Source data:

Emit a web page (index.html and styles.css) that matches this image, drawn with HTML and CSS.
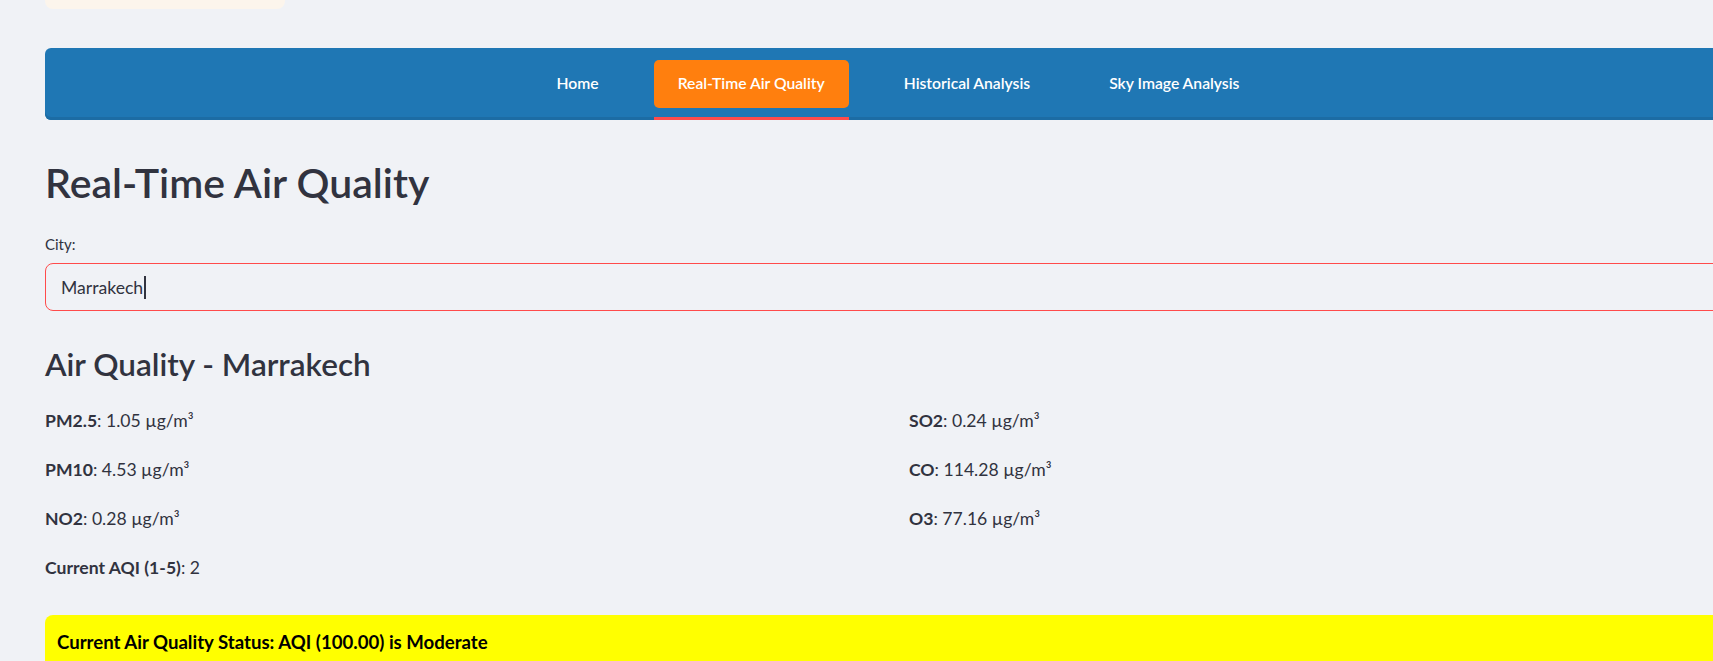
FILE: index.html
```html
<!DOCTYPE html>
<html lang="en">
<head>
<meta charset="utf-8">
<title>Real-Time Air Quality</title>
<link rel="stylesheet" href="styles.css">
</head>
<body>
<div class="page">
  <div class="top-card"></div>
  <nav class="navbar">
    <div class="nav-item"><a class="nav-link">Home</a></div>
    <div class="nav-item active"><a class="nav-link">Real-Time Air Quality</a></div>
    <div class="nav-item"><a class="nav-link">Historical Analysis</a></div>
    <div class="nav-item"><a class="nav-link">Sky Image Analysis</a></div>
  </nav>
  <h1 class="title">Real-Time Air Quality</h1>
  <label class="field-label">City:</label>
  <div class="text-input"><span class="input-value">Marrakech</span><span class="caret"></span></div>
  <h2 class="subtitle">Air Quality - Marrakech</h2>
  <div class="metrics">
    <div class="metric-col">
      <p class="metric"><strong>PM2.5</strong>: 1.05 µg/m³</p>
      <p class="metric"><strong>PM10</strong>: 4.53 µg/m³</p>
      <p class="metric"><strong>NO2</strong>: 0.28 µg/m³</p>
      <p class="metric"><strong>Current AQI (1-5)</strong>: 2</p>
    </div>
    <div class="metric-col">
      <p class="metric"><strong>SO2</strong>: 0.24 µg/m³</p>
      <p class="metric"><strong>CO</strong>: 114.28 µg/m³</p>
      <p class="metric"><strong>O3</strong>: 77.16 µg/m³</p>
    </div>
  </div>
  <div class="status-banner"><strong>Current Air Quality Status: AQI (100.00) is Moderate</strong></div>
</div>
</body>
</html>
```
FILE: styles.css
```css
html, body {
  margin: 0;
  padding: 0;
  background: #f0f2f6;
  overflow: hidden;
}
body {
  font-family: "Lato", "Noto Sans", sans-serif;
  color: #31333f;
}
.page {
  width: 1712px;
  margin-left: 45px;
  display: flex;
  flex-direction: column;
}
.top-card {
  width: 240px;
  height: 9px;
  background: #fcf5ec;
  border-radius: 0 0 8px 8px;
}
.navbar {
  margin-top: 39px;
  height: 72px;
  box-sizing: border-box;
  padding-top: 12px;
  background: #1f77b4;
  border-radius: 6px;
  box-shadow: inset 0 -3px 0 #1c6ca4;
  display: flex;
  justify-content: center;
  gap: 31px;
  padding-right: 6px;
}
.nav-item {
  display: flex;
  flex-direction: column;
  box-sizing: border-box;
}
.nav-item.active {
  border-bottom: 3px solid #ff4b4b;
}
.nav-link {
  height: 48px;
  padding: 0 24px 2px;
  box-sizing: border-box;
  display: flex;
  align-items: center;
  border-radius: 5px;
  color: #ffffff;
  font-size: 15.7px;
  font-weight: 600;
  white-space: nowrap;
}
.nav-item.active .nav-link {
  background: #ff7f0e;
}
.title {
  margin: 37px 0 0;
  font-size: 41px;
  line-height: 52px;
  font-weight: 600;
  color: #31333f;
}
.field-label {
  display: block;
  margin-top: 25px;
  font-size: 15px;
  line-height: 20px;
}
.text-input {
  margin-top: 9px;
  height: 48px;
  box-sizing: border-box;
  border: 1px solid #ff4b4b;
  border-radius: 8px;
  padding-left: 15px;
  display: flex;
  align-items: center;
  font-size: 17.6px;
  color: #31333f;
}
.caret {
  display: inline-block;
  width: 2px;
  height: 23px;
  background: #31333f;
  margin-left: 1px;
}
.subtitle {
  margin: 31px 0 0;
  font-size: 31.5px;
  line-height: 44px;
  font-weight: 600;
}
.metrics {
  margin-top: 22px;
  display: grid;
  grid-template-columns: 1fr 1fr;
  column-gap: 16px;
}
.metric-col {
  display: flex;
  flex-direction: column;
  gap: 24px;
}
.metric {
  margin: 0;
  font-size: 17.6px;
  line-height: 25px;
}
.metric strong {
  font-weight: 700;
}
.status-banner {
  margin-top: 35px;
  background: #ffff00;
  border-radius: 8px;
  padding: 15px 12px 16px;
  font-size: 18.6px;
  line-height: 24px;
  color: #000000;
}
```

The exercise:
In the lines above, locate the string "styles". Copy every line where it occurs.

Answer:
Emit a web page (index.html and styles.css) that matches this image, drawn with HTML and CSS.
<link rel="stylesheet" href="styles.css">
FILE: styles.css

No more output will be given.